The following guidance is to provide volunteers with information on how to ensure that food prepared at home for donation in the community is carried out safely to avoid the risk of food poisoning.
- Please do not provide food if you have symptoms or are in self isolation.
The spread of bacteria around the kitchen and onto food can result in illness. People carry bacteria on their bodies including their hands.
Washing hands effectively can help prevent the spread of harmful bacteria.
- Always wash your hands before handling food and:
- After going to the toilet
- After handling rubbish
- After touching uncooked meat
- After feeding pets
- After coughing, sneezing or blowing your nose
Best practice for hand washing:
Think about where you wash your hands.
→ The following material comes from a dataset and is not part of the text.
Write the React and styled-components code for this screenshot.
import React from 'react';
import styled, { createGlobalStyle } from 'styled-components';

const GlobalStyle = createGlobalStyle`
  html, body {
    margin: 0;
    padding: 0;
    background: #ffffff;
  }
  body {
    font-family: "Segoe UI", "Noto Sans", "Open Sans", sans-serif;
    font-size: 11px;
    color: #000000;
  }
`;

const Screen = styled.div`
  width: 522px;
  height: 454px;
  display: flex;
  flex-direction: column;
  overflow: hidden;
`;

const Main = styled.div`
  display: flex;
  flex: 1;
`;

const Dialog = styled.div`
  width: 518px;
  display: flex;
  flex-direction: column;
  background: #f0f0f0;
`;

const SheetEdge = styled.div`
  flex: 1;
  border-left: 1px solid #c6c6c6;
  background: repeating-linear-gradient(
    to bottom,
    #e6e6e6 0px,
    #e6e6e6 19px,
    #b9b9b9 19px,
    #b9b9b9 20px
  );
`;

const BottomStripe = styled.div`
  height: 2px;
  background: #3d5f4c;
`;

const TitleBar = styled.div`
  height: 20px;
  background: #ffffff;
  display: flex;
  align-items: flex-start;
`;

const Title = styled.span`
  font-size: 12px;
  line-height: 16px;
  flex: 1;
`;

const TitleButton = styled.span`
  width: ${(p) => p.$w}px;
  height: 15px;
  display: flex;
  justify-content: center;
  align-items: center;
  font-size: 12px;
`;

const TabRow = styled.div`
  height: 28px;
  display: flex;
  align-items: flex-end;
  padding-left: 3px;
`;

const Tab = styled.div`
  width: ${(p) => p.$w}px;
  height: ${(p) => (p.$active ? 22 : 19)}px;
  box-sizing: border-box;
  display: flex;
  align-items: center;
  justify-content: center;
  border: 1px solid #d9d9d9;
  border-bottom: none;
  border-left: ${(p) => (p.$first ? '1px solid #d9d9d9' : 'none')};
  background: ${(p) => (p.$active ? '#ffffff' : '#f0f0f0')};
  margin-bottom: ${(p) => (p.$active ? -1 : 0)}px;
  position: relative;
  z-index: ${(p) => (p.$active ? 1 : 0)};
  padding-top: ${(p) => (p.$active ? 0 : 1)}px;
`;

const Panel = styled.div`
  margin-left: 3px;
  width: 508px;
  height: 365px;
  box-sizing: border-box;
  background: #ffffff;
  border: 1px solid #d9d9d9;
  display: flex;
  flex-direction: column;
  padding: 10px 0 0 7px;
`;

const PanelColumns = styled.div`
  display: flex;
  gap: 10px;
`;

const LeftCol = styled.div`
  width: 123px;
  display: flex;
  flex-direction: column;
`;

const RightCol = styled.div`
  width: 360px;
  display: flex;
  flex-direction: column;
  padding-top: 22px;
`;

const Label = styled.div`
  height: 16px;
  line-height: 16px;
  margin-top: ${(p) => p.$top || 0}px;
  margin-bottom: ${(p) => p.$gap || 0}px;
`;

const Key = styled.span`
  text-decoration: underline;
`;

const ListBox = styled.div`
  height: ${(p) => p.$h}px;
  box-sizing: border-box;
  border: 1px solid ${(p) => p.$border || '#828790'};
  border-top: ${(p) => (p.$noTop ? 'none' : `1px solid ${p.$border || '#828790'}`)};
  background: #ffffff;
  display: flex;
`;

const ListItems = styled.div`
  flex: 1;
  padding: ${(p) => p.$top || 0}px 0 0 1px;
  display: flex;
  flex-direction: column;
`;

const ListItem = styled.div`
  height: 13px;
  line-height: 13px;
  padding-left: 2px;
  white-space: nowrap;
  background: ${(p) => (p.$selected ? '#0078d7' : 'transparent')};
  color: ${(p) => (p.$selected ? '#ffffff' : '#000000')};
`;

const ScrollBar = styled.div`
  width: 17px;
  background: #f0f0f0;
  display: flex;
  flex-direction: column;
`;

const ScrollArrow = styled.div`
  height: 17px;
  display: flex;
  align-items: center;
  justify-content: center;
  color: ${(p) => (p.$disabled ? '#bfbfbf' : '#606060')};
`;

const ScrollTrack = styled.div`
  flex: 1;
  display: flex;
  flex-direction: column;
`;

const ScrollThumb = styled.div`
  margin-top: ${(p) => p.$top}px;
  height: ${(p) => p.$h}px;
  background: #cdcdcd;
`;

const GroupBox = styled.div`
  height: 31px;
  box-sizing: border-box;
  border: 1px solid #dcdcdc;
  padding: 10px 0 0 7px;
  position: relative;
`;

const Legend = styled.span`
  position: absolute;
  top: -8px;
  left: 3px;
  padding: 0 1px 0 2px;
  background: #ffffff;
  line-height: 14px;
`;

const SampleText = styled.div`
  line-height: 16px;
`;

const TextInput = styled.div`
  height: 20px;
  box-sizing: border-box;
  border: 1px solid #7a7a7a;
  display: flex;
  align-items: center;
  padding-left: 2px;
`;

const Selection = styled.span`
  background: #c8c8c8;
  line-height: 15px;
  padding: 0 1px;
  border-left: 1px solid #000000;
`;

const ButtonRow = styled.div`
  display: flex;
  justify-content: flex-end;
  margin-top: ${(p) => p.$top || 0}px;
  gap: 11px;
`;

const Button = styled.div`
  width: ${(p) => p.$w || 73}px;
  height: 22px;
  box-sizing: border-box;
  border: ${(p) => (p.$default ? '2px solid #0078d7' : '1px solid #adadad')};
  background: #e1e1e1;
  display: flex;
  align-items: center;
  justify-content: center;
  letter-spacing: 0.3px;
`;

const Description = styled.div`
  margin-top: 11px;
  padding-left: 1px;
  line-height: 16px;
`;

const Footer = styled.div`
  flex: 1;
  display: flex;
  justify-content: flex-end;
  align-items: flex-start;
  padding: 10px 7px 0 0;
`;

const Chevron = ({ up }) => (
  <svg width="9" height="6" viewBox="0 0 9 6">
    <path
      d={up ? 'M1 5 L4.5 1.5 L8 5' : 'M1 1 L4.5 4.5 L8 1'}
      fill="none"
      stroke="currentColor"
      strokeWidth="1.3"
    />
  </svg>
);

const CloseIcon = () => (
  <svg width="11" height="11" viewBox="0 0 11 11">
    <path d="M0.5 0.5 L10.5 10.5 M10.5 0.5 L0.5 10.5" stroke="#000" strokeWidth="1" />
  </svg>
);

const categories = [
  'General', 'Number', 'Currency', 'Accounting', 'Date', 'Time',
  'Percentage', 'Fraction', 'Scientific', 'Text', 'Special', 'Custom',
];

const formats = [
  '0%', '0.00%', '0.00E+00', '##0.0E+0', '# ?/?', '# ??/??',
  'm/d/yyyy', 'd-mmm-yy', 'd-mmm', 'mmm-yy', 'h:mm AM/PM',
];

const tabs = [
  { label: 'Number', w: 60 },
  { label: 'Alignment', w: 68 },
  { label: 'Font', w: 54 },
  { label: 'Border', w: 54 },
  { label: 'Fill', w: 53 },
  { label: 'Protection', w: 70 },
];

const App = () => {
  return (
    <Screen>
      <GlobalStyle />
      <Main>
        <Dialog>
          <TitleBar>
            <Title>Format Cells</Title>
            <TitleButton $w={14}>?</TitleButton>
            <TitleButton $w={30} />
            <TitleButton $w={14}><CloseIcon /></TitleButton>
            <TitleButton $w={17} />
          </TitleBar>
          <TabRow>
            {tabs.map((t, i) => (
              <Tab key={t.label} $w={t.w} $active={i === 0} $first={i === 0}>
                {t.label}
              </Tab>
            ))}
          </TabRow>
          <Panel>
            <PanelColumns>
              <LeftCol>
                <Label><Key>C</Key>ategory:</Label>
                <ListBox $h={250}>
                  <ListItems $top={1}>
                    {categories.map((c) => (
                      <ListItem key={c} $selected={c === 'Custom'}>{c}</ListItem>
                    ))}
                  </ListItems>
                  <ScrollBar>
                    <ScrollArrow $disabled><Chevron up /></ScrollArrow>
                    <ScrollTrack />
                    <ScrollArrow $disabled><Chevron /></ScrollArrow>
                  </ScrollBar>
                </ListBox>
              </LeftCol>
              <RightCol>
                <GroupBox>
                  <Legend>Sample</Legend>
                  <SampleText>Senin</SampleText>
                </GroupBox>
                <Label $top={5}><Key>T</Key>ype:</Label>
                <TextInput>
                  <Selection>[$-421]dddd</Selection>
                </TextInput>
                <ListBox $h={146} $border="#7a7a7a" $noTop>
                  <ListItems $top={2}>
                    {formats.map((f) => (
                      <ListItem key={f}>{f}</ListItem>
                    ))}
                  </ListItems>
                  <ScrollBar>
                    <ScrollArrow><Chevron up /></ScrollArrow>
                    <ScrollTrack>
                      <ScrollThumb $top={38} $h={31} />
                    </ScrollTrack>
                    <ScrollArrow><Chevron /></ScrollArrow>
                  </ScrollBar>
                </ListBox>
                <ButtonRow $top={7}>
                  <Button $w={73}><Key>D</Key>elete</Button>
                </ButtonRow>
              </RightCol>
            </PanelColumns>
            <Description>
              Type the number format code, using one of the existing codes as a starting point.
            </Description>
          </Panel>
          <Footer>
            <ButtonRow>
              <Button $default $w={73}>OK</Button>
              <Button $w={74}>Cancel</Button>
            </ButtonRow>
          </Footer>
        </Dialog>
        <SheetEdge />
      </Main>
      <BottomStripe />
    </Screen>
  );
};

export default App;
Do not use the hand wash in the W/C.
If you only have a single sink, keep it clear for hand washing and clean before use.
Liquid soap is best for hand washing
Disposable paper towels are best for drying
Cloths can easily spread bacteria in the kitchen.
Always use a new or clean cloth to clean surfaces or utensils that will be used for ready to eat foods, if a cloth is used for raw meat or eggs it should be placed in a hot wash after use.
Wash or disinfect cloths and fabric hand towels every day either on a hot cycle in the washing machine.
Uncooked and ready to eat foods must be kept separate to prevent harmful bacteria from spreading.
Keep food covered and in the fridge
Ensure that uncooked food is stored at the bottom of the fridge below ready to eat foods.
Prepare uncooked and ready to eat foods separately.
Do not use the same chopping board, work surface or knives unless they have been thoroughly cleaned and disinfected between the different foods.
Domestic Activities can cause the spread of harmful bacteria. Always ensure your own domestic washing is separate from the washing cloths and tea towels.
Pests such as flies, cockroaches, rats, mice and food storage beetles can spread harmful bacteria onto food.
Make sure pests cannot get into your kitchen and food storage areas.
Keep lids on external bins. Ensure bins are washed out regularly.
If pests get into the kitchen throw away any food that they came into contact with, contact a pest control company for advice and thoroughly clean and disinfect the kitchen
Food allergies and Intolerances. As a food business serving food there is now a legal requirement for you to be able to inform people if the food you supply contains any of the following 14 ingredients which may cause allergic reactions: celery, cereals containing gluten, crustaceans, eggs, fish, lupin, milk, molluscs, nuts (almond, brazil, walnuts, cashews, pecans, pistachio, macadamia, hazelnuts and Queensland nuts), peanuts, sesame seeds, soya and sulphur dioxide.
The information could be verbal or written
Ask people what food allergies they may have.
If they have a food allergy ensure that you are careful when preparing food in order to prevent cross. contamination. Thoroughly clean the surfaces and equipment prior to preparing the dish
Illness and Fitness to Work. Do not prepare or serve food if you are suffering from diarrhoea and/or vomiting or if you have COVID 19 symptoms or are self-isolating.
Food debris may contain harmful bacteria and if left around it can attract pests. Harmful bacteria can remain on equipment, utensils, surfaces and hands until they have been cleaned and/or disinfected.
Ensure food debris is cleaned up.
Use an antibacterial spray or sanitiser.
Follow manufacturer’s instructions on how to use their cleaning products
Chilling / Storage
High risk foods such as dairy products, cooked foods, food with use by dates and those with ‘keep refrigerated’ on the label must be kept cold enough to make sure that harmful bacteria does not grow.
Food that is not defrosted properly can grow harmful bacteria.
Defrosting food in a warm kitchen may mean that harmful bacteria can grow on its surface whilst the inside is still frozen.
Cooking food that is partially frozen may result in harmful bacteria surviving the cooking process.
Hot food should be cooled as quickly as possible to avoid the growth of harmful bacteria.
All cooked food should be cooled as quickly as possible. It is recommended this is around 90 minutes maximum.
If freezing food this must be carried out as soon as it is cooled down to fridge temperature.
Frozen food that you have bought should be placed in the freezer immediately (you should not re freeze defrosted foods).
Use by Dates
Food must not be used past its use by date as the manufacturer does not guarantee it is safe to eat past this date.
Cooking and reheating
Harmful bacteria may survive the cooking process if the food does not reach a sufficiently high temperature.
With soft yolks may contain harmful bacteria.
Ensure that all eggs are thoroughly cooked.
Always wash your hands after handling eggs.
It is strongly recommended that ‘Class (Grade) A’ eggs are used in catering. Class A eggs are stamped with a unique traceability number and are of a high quality (clean) which may minimise the risk of contamination.
Food must be reheated to 75°C to destroy most harmful bacteria. Piping hot.
Always ensure frozen and chilled food deliveries are placed in the fridge/freezer as soon as they have been delivered.
When purchasing foods from the shops ensure chilled and frozen foods are kept cool on the journey home by using a cool box/ cool bag.